WHAT THE TASK ASKS — Transcribe the whole listing without a single picture.

DATA EXTRACT —
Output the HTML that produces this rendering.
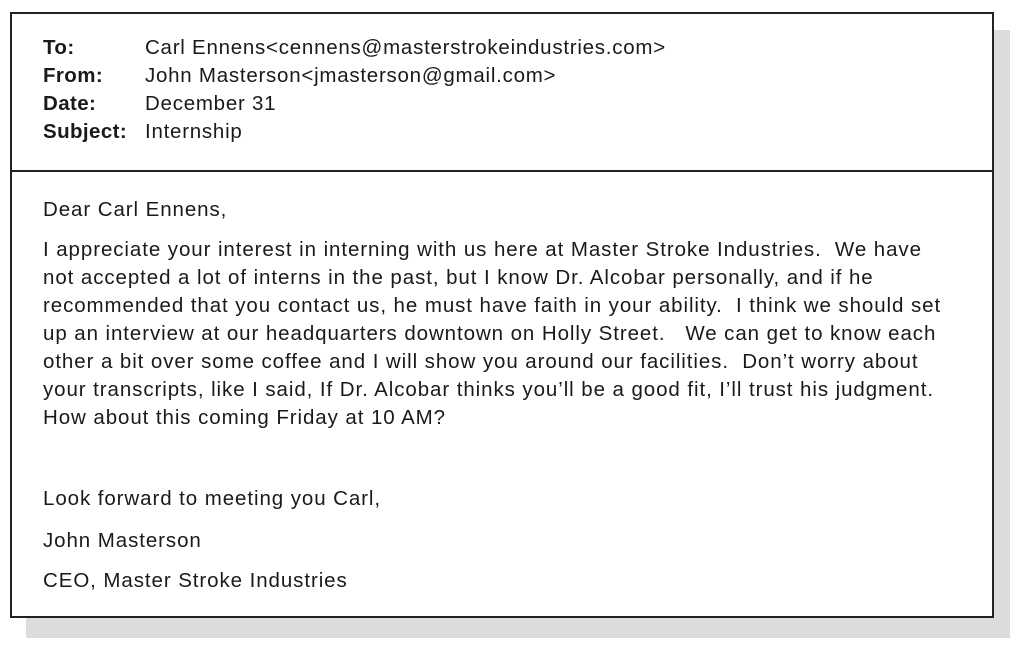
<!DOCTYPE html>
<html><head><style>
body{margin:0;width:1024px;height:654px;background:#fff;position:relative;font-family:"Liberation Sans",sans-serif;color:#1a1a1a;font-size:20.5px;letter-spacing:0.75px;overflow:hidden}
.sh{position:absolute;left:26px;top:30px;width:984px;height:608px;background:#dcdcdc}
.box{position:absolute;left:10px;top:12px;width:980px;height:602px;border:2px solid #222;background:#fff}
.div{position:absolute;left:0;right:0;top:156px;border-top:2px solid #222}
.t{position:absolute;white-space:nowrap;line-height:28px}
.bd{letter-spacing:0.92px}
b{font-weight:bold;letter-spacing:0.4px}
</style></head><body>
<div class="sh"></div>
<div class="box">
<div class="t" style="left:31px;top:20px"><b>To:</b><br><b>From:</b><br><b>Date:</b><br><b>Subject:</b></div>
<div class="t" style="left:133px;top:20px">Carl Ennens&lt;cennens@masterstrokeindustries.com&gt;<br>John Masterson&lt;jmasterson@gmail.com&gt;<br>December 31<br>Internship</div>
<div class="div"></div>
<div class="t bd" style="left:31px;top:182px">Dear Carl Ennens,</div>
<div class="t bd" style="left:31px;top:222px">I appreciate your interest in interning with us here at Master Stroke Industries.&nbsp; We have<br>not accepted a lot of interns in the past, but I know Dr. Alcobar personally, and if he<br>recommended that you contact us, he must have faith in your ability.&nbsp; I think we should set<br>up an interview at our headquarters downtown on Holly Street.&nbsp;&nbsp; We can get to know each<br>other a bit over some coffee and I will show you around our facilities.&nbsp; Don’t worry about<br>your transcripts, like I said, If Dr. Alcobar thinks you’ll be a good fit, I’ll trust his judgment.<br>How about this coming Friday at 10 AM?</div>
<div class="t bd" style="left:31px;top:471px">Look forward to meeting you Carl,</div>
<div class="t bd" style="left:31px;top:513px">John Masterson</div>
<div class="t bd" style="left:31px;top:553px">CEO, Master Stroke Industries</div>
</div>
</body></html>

TASK OUTPUT —
Output the HTML that produces this rendering.
<!DOCTYPE html>
<html><head><style>
body{margin:0;width:1024px;height:654px;background:#fff;position:relative;font-family:"Liberation Sans",sans-serif;color:#1a1a1a;font-size:20.5px;letter-spacing:0.75px;overflow:hidden}
.sh{position:absolute;left:26px;top:30px;width:984px;height:608px;background:#dcdcdc}
.box{position:absolute;left:10px;top:12px;width:980px;height:602px;border:2px solid #222;background:#fff}
.div{position:absolute;left:0;right:0;top:156px;border-top:2px solid #222}
.t{position:absolute;white-space:nowrap;line-height:28px}
.bd{letter-spacing:0.92px}
b{font-weight:bold;letter-spacing:0.4px}
</style></head><body>
<div class="sh"></div>
<div class="box">
<div class="t" style="left:31px;top:20px"><b>To:</b><br><b>From:</b><br><b>Date:</b><br><b>Subject:</b></div>
<div class="t" style="left:133px;top:20px">Carl Ennens&lt;cennens@masterstrokeindustries.com&gt;<br>John Masterson&lt;jmasterson@gmail.com&gt;<br>December 31<br>Internship</div>
<div class="div"></div>
<div class="t bd" style="left:31px;top:182px">Dear Carl Ennens,</div>
<div class="t bd" style="left:31px;top:222px">I appreciate your interest in interning with us here at Master Stroke Industries.&nbsp; We have<br>not accepted a lot of interns in the past, but I know Dr. Alcobar personally, and if he<br>recommended that you contact us, he must have faith in your ability.&nbsp; I think we should set<br>up an interview at our headquarters downtown on Holly Street.&nbsp;&nbsp; We can get to know each<br>other a bit over some coffee and I will show you around our facilities.&nbsp; Don’t worry about<br>your transcripts, like I said, If Dr. Alcobar thinks you’ll be a good fit, I’ll trust his judgment.<br>How about this coming Friday at 10 AM?</div>
<div class="t bd" style="left:31px;top:471px">Look forward to meeting you Carl,</div>
<div class="t bd" style="left:31px;top:513px">John Masterson</div>
<div class="t bd" style="left:31px;top:553px">CEO, Master Stroke Industries</div>
</div>
</body></html>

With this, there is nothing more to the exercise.